The continued flow of the Selenga River into Lake Baikal formed the river’s delta around 25 million years ago, according to the International Ecological Educational Center (IEEC) in Baikal, Siberia. This is one of the only freshwater deltas in the world. The Selenga River Delta has acted as a natural filter that removes natural and manmade substances from Russian and Mongolian waters alike. During the 10.0-magnitude Tsagan earthquake on New Year's Eve on the 1st of January, 1862, the triangular Proval Bay in the northeastern part of the Selenga River Delta, was formed due to the sedimentation that occurred.

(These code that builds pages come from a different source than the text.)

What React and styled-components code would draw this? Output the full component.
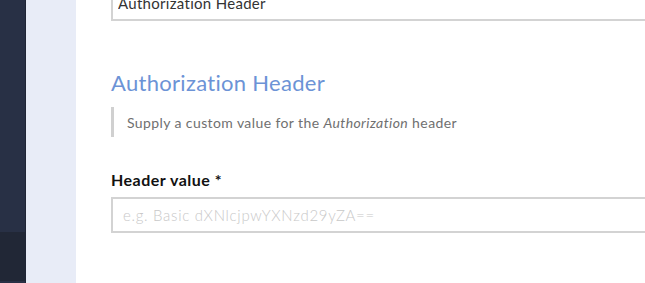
import styled, { createGlobalStyle } from 'styled-components';

const GlobalStyle = createGlobalStyle`
  html, body {
    margin: 0;
    padding: 0;
    height: 100%;
    overflow: hidden;
    background: #ffffff;
  }
  #root {
    height: 100%;
  }
`;

const Page = styled.div`
  display: flex;
  height: 283px;
  overflow: hidden;
  font-family: Lato, "Noto Sans", sans-serif;
`;

const Sidebar = styled.aside`
  display: flex;
  flex-direction: column;
  justify-content: flex-end;
  width: 25px;
  flex-shrink: 0;
  background: #283045;
  border-right: 1px solid #1f2535;
`;

const SidebarFooter = styled.div`
  height: 49px;
  margin-bottom: 2px;
  background: #212736;
`;

const Panel = styled.div`
  width: 50px;
  flex-shrink: 0;
  background: #e8ecf7;
`;

const Main = styled.main`
  flex: 1;
  padding-left: 35px;
  min-width: 0;
  overflow: hidden;
`;

const Content = styled.div`
  width: 700px;
`;

const TextInput = styled.input`
  display: block;
  box-sizing: border-box;
  width: 100%;
  height: 36px;
  padding: 0 ${(p) => p.$pad || '10px'};
  margin: ${(p) => p.$offset || '0'};
  border: 2px solid #d3d3d3;
  border-radius: 0;
  outline: none;
  font-family: Lato, "Noto Sans", sans-serif;
  font-size: 15px;
  letter-spacing: 0.3px;
  color: #333333;

  &::placeholder {
    color: #c8c8c8;
    font-weight: 300;
    letter-spacing: 0.7px;
  }
`;

const Heading = styled.h2`
  margin: 49px 0 11px;
  font-size: 22px;
  line-height: 26px;
  font-weight: 400;
  color: #6c93d6;
  letter-spacing: 0.3px;
`;

const Note = styled.blockquote`
  margin: 0;
  padding: 0 0 0 13px;
  height: 30px;
  display: flex;
  align-items: center;
  border-left: 3px solid #d0d0d0;
  font-size: 14px;
  color: #707070;
  letter-spacing: 0.4px;

  em {
    font-style: italic;
  }
`;

const Label = styled.label`
  display: block;
  margin: 33px 0 7px;
  font-size: 16px;
  line-height: 20px;
  font-weight: 700;
  color: #111111;
  letter-spacing: 0.5px;
`;

export default function App() {
  return (
    <>
      <GlobalStyle />
      <Page>
        <Sidebar>
          <SidebarFooter />
        </Sidebar>
        <Panel />
        <Main>
          <Content>
            <TextInput $offset="-15px 0 0" $pad="5px" defaultValue="Authorization Header" readOnly />
            <Heading>Authorization Header</Heading>
            <Note>
              <span>
                Supply a custom value for the <em>Authorization</em> header
              </span>
            </Note>
            <Label htmlFor="header-value">Header value *</Label>
            <TextInput id="header-value" placeholder="e.g. Basic dXNlcjpwYXNzd29yZA==" />
          </Content>
        </Main>
      </Page>
    </>
  );
}
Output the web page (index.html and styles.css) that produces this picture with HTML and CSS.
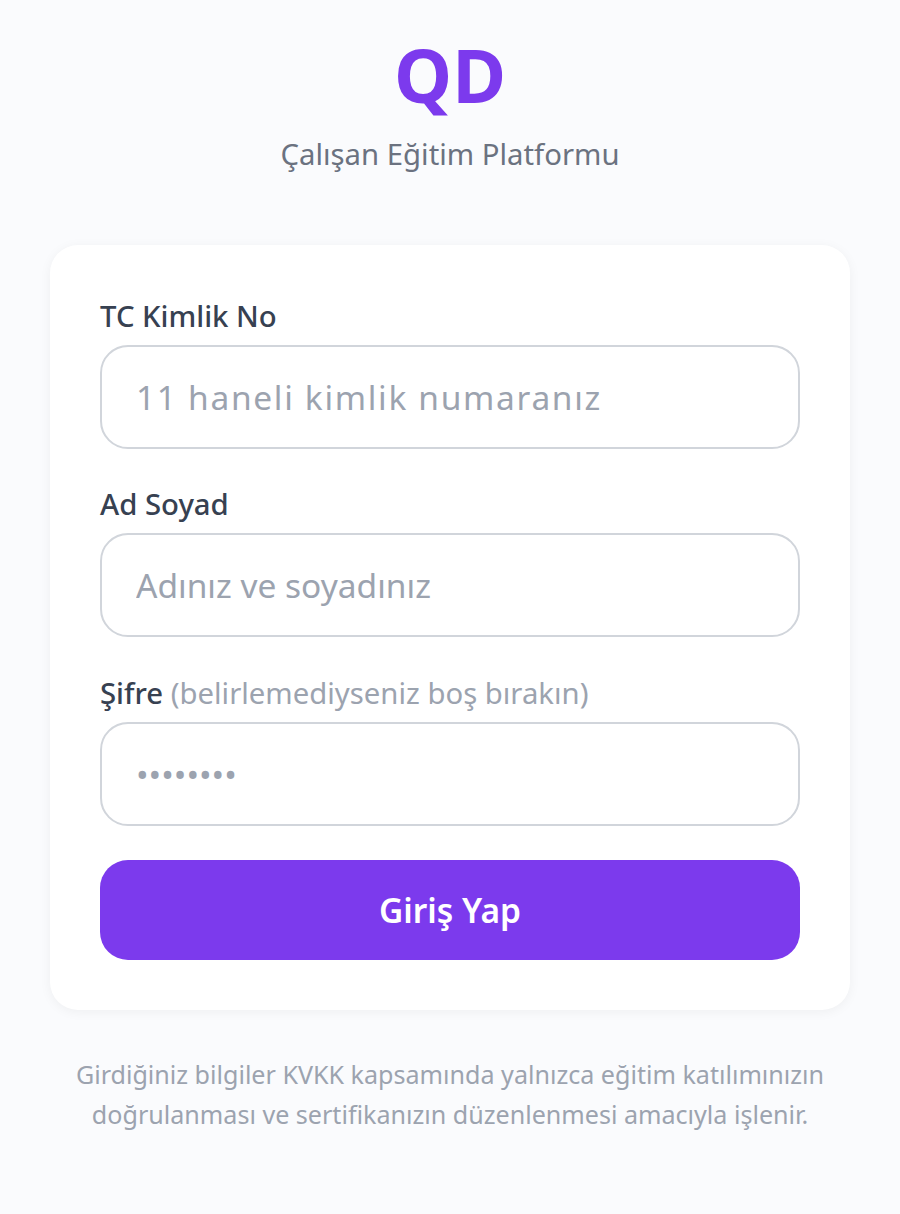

As a result of the earthquake, four villages went underwater as the 15-meter deep Proval Bay was being formed. The bay is one of 132 in the world formed due to a natural geological movement, according to the Baikal Information Center.

3. Modern Significance

The Selenga River Basin occupies 19.2 percent of Mongolia’s land area, according to the Korean Environment Institute. Hence, it’s a vital water resource to the country. Its waters are used for agricultural irrigation, household water supply, mining, recreation, tourism, and transportation. Tourists also love to visit the Selenga River and Lake Baikal. Expeditions and other activities available there include boat rides to explore the delta and its wetlands, kayaking, rafting, and birdwatching in the delta. Tourists also are afforded the opportunity to marvel at the picturesque river formations within the delta as they approach Lake Baikal. These formations appear like a multi-branch fan sprawled about the Selenga Delta.

2. Habitat

Across the entire span of the Selenga River Basin are crisscrossed three distinct vegetation types in Mongolia and Russia. These are boreal, forest-steppe, and steppe, according to the Institute of General and Experimental Biology Institute of General and Experimental Biology, Siberia.The delta is itself a vibrant habitat, with over 170 bird species therein, many of which migratory. As a vital wetland, it’s been designated as a UNESCO World Heritage and a Ramsar Convention on Wetlands site. There are also 70 rare or endangered plants and animal species living there according to Geoscience News and Information. The Selenga Delta is also a fish nursery and migratory route stop for many fish, some of which are fished commercially. These include Graylings, Cisco, and the rare Baikal sturgeons. The Selenga River Delta is the largest river in the Lake Baikal catchment area according to RAMSAR.

1. Threats and Disputes

In recent years, the entire Selenga River Basin, including Lake Baikal, has experienced significant water pollution, which has been a problem brought about by and in large due to increased industrialization in the region. The basin’s ecosystems have also faced threats from unregulated tourism, irresponsible resource exploitation, human encroachment, and climate change, according to the International Union for the Conservation of Nature. Tensions and disputes have also began between Russia and Mongolia over the latter country’s plan to construct two dams on the Orkhon and Selenga Rivers, according to Rivers without Boundaries. According to researchers, such a construction would damage the Selenga River ecosystem as the dams would hinder the migration of aquatic species, decrease downstream supply of sediments vital to sustaining the river delta habitat, and distort natural flows of Lake Baikal’s main tributary, the Selenga River. Such a construction is also projected to affect the livelihoods of human populations in Russia and Mongolia who engage in such varied sectors as livestock farming, fisheries, and transportation in, around, and along the river.